-- WRITTEN PROBLEM --
Gather each line of the entries below that includes "component".

-- RECORDS SUPPLIED --
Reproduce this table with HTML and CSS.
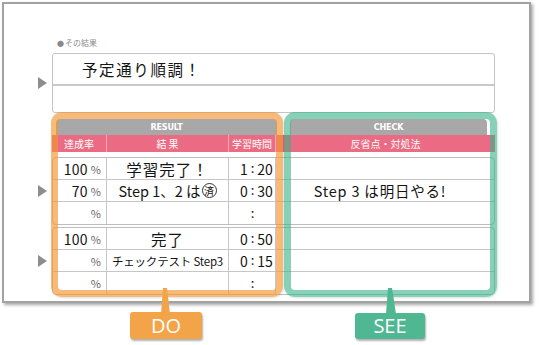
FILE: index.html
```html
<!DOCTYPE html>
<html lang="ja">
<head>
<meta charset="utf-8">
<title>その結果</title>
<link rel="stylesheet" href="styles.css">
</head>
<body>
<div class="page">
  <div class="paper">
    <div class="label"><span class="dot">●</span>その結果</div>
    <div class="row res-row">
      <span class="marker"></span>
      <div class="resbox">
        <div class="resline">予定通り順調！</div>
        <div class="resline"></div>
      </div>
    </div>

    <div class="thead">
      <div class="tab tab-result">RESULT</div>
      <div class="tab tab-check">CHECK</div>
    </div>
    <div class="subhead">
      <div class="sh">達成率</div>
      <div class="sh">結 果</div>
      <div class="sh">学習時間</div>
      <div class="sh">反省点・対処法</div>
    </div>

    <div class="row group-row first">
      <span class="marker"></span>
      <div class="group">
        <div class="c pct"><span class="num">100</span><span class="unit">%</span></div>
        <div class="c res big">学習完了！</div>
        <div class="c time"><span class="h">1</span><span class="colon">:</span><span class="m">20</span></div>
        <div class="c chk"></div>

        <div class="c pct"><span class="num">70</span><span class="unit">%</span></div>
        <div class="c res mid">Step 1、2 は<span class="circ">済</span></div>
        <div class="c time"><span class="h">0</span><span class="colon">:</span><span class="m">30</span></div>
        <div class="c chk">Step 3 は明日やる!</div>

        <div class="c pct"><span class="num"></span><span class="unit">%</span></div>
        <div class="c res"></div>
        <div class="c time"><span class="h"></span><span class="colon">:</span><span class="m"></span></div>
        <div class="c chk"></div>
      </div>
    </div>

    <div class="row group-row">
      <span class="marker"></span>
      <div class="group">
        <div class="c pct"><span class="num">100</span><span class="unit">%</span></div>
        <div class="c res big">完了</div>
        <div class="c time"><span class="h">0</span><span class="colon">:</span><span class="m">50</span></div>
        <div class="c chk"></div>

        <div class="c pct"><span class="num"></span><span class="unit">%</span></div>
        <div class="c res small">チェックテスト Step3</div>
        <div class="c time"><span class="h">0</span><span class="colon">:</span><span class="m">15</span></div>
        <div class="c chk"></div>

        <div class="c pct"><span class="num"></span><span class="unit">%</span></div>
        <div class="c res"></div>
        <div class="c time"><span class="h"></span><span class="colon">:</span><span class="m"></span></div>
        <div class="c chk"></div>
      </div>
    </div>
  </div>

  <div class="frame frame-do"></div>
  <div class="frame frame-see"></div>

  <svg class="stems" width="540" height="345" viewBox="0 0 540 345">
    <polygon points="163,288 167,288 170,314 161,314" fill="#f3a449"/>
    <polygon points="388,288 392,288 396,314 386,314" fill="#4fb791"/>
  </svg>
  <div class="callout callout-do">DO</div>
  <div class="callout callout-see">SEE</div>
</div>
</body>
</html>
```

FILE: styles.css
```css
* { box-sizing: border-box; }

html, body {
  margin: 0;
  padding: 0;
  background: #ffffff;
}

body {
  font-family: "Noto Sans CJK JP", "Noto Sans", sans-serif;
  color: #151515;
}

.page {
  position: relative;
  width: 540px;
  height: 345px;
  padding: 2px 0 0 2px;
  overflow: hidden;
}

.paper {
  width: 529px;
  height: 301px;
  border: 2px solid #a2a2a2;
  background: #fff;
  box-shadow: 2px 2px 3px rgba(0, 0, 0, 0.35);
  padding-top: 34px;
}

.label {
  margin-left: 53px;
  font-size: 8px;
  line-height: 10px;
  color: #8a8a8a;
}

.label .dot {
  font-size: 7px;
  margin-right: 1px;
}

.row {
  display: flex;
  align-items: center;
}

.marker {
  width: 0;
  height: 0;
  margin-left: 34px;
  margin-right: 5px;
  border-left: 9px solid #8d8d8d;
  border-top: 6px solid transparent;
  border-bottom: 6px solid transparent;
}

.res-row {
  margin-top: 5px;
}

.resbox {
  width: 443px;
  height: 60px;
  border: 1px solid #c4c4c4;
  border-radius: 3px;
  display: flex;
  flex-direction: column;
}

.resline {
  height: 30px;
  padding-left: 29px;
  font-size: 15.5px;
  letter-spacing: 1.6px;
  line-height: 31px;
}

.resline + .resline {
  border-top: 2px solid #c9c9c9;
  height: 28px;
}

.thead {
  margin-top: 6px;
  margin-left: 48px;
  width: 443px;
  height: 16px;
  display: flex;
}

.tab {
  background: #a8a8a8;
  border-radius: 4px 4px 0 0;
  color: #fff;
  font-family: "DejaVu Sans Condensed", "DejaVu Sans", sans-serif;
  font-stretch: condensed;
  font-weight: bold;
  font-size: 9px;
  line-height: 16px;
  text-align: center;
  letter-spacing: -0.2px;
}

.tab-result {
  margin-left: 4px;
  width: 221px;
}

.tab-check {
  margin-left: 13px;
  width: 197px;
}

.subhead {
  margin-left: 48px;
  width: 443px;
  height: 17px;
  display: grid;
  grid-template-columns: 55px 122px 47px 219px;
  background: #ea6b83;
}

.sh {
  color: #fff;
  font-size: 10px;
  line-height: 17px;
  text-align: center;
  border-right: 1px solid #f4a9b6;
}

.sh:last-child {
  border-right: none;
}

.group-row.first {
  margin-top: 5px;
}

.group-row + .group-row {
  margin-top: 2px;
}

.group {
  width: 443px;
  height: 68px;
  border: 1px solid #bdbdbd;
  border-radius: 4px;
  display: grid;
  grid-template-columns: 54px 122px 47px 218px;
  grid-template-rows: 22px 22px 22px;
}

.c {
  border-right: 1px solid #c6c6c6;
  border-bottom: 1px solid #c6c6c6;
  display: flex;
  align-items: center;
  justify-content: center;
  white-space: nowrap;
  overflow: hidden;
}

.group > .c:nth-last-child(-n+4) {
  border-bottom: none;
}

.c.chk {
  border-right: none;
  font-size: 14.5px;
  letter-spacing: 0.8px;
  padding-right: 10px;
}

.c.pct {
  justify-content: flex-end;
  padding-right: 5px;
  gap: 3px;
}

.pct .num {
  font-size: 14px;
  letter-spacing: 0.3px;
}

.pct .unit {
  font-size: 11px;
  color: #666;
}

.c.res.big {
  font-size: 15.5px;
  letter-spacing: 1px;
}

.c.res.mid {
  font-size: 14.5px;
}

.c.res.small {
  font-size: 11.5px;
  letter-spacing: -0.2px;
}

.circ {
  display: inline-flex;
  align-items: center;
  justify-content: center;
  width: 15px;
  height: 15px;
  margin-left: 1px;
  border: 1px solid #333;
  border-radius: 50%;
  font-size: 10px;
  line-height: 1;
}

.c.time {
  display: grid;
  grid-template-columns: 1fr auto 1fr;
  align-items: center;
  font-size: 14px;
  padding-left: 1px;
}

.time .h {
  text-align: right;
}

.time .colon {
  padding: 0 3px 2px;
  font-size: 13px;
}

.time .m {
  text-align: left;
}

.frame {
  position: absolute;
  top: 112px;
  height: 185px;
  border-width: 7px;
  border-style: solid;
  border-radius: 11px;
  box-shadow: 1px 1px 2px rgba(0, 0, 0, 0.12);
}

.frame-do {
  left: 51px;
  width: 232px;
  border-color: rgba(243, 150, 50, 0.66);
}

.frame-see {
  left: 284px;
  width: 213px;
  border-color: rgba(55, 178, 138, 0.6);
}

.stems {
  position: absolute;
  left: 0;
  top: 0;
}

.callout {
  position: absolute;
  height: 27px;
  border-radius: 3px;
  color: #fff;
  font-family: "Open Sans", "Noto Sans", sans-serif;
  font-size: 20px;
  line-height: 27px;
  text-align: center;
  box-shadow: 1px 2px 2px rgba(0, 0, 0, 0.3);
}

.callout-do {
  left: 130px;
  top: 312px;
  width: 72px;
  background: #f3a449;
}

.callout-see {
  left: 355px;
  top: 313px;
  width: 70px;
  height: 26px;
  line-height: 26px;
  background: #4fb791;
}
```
---
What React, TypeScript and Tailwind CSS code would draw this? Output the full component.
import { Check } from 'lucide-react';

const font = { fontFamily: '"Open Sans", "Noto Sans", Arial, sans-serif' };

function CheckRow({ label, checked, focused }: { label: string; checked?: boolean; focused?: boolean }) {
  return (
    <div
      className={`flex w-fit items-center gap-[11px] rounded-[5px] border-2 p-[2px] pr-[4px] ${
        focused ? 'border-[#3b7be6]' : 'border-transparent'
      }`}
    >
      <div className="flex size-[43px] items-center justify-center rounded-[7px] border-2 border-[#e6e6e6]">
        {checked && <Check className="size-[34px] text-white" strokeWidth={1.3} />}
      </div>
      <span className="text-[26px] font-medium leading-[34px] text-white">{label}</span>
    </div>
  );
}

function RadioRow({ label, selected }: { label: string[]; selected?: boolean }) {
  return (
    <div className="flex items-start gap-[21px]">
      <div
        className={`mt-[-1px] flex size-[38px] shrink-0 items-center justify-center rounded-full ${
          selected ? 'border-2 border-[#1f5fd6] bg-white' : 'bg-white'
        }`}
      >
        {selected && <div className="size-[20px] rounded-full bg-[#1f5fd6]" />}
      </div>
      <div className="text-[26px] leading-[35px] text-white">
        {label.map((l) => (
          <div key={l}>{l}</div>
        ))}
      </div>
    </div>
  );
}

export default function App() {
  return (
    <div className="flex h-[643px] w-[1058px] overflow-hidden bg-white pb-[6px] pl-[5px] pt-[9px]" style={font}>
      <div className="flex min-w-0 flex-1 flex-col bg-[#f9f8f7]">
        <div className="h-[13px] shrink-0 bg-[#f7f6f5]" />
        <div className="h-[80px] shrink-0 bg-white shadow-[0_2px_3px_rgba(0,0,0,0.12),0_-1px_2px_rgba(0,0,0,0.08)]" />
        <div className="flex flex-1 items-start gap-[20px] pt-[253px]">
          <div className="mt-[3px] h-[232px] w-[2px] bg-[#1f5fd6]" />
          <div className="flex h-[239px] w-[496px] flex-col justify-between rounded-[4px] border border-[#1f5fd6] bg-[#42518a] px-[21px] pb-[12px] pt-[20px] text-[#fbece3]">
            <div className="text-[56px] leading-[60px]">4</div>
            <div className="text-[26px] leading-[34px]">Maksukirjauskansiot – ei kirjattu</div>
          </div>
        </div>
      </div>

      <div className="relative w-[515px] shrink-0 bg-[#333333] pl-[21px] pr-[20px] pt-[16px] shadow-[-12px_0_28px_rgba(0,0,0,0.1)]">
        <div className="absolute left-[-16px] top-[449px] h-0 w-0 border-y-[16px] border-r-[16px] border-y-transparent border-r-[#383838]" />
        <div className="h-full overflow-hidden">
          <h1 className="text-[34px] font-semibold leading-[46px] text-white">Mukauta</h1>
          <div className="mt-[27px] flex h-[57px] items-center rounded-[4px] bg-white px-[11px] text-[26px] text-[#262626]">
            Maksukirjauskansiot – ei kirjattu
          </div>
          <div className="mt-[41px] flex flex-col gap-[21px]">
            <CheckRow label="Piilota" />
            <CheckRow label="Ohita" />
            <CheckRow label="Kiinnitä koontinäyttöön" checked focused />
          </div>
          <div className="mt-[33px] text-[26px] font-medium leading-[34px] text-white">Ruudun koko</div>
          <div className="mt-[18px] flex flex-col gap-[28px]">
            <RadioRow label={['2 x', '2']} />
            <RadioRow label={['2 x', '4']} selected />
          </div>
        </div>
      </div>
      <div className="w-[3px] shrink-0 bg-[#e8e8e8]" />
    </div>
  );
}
--
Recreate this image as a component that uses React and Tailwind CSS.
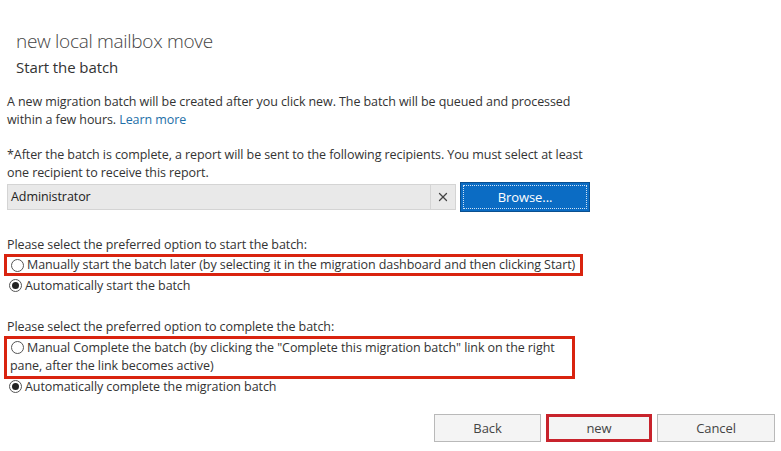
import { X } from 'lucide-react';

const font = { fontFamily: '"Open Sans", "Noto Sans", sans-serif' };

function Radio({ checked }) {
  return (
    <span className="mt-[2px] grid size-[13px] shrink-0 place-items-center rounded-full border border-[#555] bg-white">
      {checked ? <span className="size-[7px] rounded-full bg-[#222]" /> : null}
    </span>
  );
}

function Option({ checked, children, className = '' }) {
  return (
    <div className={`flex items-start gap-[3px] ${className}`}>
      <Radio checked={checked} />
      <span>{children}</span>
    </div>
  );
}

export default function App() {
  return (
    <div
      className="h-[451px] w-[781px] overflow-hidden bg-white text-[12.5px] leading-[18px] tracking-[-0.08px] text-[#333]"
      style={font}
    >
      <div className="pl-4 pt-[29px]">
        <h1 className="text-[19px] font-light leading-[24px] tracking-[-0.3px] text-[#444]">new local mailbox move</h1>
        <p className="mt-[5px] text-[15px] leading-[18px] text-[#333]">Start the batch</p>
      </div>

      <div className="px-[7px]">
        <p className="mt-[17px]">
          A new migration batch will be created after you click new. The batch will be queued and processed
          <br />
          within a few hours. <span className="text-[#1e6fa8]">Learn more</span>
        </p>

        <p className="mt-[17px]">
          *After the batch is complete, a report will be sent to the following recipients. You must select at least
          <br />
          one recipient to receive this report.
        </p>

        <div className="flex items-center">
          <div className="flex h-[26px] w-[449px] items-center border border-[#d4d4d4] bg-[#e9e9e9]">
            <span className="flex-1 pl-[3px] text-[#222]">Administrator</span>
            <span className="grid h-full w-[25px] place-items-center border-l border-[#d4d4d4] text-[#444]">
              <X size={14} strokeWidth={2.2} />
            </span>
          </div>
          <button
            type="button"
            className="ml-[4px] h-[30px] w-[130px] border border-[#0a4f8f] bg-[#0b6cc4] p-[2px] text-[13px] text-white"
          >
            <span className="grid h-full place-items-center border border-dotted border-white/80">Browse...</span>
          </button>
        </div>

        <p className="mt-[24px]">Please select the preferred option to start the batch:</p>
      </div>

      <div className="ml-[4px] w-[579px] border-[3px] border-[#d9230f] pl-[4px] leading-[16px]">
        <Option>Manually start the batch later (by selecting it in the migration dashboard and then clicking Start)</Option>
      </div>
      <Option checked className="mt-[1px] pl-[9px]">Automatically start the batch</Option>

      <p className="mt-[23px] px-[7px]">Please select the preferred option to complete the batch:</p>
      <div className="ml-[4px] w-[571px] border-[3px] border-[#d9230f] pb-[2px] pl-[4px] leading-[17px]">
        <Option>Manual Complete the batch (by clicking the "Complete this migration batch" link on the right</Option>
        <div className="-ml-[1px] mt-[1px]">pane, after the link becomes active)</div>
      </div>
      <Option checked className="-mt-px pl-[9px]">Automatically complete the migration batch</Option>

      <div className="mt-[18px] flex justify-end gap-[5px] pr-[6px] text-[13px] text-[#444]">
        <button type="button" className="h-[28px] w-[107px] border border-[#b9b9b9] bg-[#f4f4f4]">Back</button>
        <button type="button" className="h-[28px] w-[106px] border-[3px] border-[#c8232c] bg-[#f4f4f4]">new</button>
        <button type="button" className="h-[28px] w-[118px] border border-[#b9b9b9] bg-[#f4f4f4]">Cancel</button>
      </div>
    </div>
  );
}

-- FULL SOLUTION --
What React, TypeScript and Tailwind CSS code would draw this? Output the full component.
Recreate this image as a component that uses React and Tailwind CSS.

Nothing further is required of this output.